***** Provided entries

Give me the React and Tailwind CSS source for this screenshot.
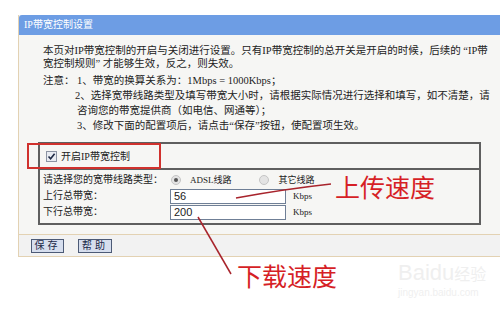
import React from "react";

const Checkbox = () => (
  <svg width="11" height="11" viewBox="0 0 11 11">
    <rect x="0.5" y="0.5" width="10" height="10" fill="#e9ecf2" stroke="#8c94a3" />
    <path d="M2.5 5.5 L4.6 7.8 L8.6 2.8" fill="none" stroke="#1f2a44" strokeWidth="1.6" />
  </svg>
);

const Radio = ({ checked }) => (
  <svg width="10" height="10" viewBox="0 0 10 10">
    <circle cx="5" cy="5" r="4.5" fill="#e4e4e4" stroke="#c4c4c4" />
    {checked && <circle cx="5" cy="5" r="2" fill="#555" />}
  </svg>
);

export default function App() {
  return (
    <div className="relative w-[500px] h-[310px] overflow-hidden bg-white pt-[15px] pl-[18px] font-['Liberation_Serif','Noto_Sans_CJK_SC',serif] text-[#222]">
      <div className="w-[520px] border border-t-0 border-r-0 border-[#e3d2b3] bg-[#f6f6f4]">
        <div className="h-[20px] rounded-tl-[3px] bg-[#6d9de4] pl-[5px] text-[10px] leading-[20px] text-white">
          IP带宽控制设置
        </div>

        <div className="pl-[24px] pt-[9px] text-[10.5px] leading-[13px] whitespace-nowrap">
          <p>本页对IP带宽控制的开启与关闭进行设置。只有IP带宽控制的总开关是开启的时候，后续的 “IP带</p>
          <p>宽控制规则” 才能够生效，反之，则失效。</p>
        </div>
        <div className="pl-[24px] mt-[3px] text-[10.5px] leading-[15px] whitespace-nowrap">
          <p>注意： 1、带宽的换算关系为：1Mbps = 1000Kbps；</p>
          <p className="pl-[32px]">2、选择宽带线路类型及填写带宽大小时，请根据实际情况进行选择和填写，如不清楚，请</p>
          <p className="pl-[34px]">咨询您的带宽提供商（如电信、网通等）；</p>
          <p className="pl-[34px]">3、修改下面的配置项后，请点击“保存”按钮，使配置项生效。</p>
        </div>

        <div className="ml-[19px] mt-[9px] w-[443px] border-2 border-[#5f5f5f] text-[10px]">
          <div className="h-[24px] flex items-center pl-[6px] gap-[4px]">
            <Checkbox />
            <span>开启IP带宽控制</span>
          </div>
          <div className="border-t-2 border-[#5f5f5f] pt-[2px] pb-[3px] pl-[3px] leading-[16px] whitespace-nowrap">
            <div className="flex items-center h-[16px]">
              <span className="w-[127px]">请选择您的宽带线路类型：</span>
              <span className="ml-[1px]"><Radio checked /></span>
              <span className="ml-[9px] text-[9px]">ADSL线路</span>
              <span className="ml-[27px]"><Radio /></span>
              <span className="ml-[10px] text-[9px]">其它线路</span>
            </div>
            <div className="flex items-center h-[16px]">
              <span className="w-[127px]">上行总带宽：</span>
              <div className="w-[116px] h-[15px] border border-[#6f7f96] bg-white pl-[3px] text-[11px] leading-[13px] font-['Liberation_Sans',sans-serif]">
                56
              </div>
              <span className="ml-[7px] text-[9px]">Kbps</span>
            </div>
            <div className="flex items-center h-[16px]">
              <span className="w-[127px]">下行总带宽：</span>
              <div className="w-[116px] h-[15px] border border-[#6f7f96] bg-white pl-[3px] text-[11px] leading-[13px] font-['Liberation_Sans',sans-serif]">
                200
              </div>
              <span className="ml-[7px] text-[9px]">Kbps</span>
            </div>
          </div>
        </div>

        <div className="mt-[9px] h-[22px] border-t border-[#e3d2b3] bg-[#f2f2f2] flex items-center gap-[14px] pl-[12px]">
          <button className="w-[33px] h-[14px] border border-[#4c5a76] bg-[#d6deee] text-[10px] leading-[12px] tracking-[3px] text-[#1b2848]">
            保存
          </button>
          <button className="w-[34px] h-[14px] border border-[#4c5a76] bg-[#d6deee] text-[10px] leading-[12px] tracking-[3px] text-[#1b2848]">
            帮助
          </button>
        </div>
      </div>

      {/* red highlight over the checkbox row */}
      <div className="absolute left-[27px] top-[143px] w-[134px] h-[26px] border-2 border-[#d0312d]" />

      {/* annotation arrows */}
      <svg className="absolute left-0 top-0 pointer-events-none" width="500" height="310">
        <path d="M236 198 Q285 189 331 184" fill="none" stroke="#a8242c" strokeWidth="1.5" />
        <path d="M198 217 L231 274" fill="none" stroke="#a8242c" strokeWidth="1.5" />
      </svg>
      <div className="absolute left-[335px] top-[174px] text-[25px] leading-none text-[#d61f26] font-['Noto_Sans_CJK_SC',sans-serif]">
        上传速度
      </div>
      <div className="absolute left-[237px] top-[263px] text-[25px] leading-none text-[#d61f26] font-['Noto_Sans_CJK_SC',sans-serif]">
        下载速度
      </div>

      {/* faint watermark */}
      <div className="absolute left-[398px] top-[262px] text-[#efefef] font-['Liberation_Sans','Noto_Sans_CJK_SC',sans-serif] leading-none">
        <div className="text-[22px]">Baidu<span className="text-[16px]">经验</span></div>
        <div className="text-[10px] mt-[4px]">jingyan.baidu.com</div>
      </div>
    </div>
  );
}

**********
***** Provided entries

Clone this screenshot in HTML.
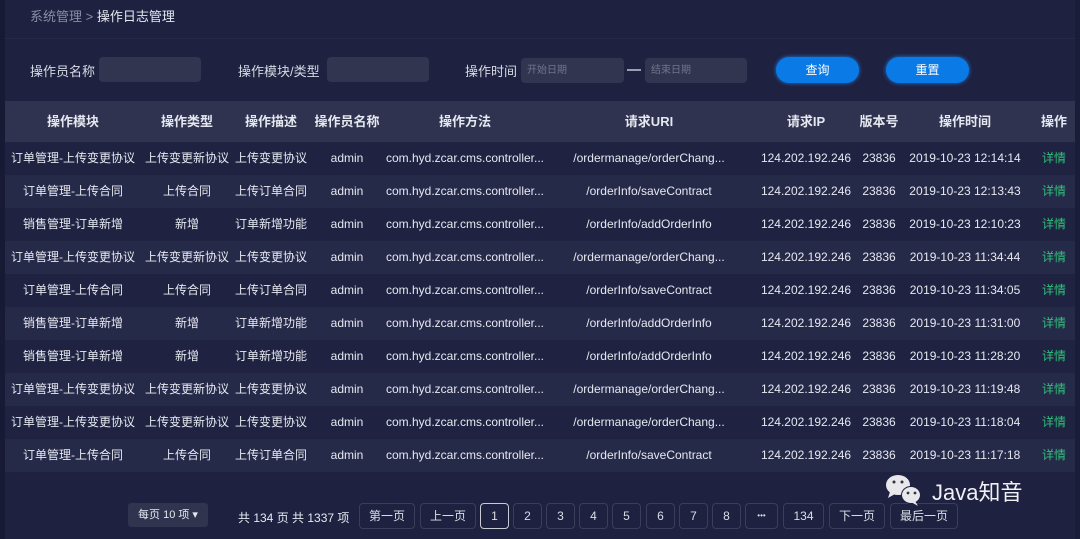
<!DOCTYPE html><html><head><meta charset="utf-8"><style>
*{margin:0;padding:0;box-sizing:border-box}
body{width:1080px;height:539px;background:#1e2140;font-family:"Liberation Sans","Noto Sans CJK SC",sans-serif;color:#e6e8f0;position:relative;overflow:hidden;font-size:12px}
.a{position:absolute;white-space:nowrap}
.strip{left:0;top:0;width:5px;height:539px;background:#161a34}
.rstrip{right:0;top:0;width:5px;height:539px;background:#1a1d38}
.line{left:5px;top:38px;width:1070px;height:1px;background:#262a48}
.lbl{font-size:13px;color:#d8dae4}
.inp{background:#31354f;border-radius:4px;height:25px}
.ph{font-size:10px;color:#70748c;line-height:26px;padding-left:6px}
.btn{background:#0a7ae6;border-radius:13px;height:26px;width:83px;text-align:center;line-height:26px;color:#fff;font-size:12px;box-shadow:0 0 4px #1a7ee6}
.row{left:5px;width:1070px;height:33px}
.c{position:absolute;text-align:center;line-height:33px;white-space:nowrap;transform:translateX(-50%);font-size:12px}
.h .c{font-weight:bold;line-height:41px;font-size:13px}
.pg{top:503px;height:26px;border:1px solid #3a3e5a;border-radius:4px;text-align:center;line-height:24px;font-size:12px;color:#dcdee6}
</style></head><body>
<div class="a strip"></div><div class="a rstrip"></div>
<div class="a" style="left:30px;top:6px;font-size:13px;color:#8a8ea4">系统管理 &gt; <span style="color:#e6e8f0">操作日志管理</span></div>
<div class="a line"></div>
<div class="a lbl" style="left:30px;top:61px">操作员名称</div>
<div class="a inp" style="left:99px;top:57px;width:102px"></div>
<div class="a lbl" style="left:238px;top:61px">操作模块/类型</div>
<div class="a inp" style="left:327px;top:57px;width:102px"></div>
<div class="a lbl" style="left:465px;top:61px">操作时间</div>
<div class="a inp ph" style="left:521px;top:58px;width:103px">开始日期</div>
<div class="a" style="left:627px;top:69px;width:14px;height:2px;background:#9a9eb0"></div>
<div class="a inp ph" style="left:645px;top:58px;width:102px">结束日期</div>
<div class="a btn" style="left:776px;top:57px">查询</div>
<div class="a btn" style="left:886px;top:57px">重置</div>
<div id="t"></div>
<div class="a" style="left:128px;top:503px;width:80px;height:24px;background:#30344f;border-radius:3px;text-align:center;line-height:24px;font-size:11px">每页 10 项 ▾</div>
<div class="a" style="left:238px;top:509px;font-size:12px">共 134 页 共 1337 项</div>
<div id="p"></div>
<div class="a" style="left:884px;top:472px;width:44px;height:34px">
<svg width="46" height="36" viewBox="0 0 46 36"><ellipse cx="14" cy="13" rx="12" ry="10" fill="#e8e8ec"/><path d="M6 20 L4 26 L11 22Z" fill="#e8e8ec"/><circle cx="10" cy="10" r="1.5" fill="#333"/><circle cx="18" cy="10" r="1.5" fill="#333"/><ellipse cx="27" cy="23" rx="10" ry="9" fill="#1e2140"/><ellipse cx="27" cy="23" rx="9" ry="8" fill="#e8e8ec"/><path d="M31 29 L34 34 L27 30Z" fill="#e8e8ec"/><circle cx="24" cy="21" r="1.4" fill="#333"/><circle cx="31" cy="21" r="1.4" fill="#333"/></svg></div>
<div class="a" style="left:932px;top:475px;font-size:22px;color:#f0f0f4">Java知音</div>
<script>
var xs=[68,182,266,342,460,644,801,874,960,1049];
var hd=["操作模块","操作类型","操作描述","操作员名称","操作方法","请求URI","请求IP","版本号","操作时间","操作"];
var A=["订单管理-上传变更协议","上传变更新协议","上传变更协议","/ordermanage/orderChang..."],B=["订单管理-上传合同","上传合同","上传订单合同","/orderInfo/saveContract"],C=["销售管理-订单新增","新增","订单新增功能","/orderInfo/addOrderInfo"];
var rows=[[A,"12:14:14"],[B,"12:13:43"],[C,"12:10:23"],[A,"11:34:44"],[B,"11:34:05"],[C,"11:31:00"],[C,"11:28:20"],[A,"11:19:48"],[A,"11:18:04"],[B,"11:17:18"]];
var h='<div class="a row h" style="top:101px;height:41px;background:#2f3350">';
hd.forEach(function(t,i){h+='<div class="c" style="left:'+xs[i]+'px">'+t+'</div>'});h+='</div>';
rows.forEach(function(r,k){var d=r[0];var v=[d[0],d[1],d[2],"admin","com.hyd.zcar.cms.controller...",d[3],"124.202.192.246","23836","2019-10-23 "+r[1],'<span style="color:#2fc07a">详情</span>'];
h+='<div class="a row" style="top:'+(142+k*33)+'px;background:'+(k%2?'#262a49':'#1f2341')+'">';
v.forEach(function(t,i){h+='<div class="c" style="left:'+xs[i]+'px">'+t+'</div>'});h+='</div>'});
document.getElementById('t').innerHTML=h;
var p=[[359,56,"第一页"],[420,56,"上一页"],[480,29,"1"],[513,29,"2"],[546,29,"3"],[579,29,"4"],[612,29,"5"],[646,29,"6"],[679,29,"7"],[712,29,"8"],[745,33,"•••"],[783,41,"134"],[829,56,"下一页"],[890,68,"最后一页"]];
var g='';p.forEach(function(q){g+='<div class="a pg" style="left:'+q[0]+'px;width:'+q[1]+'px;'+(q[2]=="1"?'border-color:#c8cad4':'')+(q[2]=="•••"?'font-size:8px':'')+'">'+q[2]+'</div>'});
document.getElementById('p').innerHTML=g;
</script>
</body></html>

**********

Lines holding the word "this" in the entries above are the ones to pull out. Copy them all.

** Expected answer **
Give me the React and Tailwind CSS source for this screenshot.
Clone this screenshot in HTML.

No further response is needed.